§ **Recorded information**
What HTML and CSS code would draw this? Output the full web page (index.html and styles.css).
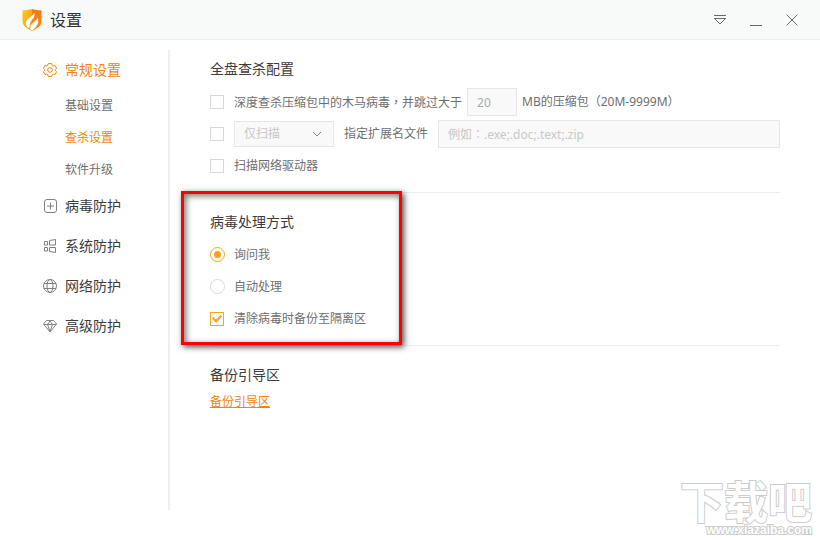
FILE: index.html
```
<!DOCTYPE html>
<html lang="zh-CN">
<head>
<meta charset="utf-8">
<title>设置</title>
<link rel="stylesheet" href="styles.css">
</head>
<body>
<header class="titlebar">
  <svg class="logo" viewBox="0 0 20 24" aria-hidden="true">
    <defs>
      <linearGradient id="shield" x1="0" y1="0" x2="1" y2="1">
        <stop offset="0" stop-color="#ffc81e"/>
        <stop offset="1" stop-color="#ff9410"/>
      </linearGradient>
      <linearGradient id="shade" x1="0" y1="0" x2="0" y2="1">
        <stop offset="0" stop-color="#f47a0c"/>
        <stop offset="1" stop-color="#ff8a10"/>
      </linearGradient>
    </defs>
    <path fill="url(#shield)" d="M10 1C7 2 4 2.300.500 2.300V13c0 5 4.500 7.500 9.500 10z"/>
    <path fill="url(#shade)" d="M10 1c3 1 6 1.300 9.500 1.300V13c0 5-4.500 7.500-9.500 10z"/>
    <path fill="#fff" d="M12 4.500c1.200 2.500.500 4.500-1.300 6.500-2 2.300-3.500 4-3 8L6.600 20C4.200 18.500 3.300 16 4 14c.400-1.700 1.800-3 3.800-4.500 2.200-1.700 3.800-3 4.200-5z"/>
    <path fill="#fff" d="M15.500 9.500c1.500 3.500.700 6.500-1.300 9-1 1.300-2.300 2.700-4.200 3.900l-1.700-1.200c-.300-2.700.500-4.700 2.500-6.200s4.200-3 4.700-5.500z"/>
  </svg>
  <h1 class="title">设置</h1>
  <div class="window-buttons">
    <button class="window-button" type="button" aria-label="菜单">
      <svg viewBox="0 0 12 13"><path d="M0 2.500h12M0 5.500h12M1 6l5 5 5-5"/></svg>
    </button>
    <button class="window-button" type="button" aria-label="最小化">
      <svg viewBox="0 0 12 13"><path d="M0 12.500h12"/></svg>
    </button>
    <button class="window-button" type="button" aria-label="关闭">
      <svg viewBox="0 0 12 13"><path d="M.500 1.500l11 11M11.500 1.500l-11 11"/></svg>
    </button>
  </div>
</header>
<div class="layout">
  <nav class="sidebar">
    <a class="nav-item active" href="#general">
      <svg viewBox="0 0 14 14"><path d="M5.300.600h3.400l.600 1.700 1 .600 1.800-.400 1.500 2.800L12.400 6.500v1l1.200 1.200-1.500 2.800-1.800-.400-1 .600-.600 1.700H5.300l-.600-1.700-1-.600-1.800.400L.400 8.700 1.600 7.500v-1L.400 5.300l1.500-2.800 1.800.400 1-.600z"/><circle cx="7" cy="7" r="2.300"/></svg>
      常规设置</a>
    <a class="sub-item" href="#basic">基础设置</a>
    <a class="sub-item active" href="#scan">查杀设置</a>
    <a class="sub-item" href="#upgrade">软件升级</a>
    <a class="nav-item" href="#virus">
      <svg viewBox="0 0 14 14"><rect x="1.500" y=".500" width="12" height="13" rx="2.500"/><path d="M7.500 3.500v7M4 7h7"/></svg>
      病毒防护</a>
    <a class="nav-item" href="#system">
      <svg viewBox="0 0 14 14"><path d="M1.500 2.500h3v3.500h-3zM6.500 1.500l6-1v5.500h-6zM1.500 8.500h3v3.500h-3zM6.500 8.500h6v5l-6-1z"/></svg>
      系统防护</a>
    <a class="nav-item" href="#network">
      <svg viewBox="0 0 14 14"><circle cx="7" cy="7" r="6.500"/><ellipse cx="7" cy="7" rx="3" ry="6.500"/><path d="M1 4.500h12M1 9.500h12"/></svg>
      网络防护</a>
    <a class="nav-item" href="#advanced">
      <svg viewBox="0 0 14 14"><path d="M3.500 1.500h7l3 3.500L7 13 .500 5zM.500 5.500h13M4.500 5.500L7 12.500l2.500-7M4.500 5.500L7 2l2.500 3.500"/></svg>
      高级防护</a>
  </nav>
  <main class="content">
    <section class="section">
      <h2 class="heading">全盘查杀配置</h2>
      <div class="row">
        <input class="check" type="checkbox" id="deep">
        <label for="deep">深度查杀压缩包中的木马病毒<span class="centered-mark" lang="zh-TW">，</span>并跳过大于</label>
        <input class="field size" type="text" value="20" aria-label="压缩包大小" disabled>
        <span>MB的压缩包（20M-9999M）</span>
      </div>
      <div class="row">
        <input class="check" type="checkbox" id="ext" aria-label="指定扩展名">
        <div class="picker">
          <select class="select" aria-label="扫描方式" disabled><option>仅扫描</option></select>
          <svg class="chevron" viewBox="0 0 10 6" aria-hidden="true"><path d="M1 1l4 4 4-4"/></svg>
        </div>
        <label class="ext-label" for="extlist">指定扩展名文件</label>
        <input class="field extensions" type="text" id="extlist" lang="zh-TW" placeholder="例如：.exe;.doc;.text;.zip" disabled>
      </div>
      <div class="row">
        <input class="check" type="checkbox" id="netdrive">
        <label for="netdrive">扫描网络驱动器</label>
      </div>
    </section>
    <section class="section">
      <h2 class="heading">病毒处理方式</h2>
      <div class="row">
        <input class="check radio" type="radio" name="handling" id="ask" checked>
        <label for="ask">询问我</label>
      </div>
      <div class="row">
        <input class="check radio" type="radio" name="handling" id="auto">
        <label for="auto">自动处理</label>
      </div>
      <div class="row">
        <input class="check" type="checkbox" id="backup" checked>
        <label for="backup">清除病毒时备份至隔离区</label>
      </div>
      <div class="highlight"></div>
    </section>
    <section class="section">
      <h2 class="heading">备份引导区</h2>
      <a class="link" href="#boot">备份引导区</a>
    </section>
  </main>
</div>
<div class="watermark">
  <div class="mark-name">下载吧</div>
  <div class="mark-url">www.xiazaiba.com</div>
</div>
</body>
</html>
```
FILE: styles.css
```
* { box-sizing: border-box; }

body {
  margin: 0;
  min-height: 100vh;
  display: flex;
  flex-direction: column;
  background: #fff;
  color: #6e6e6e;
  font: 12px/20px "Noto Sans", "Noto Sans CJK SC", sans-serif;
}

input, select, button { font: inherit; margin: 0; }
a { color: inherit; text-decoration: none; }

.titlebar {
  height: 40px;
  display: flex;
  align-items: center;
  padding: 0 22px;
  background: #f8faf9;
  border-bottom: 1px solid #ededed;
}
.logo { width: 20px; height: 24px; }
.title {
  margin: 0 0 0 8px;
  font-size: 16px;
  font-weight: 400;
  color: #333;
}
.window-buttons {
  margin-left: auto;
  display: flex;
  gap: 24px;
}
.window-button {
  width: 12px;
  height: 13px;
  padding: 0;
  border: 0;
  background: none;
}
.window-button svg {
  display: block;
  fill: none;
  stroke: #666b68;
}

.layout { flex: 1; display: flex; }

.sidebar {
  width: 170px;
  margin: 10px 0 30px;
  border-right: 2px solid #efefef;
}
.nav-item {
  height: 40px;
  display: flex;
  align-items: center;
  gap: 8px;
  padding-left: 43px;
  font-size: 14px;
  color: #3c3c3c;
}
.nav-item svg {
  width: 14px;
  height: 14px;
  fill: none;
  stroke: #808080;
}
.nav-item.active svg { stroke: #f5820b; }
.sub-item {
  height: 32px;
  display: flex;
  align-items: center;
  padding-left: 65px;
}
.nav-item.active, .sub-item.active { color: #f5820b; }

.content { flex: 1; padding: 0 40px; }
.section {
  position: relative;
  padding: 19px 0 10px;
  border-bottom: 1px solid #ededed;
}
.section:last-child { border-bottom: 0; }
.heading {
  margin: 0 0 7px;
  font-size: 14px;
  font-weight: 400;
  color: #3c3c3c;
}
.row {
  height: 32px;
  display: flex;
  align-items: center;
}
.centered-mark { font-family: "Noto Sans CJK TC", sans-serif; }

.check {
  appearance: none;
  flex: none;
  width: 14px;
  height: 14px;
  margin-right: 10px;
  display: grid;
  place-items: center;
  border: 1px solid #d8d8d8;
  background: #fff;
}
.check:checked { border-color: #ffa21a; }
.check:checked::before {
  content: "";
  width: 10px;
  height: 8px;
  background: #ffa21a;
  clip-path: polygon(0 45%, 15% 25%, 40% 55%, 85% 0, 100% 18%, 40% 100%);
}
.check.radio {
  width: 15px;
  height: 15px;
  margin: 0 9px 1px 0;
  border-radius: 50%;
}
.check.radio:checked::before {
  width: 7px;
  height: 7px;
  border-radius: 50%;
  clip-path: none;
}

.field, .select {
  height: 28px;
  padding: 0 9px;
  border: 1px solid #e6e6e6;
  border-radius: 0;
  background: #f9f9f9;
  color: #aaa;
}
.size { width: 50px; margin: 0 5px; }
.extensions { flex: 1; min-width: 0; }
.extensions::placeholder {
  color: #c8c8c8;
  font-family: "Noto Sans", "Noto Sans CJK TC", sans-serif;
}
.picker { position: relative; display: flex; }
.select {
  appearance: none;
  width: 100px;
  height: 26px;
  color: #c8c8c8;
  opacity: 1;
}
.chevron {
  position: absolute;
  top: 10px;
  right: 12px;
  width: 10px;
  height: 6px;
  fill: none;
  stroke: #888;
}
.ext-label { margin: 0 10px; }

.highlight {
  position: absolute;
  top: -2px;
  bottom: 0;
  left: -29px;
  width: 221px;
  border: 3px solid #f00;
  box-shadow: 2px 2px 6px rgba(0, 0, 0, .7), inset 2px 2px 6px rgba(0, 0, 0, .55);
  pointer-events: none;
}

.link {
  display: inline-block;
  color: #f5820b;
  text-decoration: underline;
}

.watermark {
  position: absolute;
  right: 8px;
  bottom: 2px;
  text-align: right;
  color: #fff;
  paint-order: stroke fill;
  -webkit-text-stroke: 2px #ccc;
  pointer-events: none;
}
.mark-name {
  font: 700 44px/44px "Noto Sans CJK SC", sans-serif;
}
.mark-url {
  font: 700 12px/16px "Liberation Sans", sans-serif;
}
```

§ **Written problem**
Select the lines that carry the string "styles" and copy them.

§ **Expected output**
What HTML and CSS code would draw this? Output the full web page (index.html and styles.css).
<link rel="stylesheet" href="styles.css">
FILE: styles.css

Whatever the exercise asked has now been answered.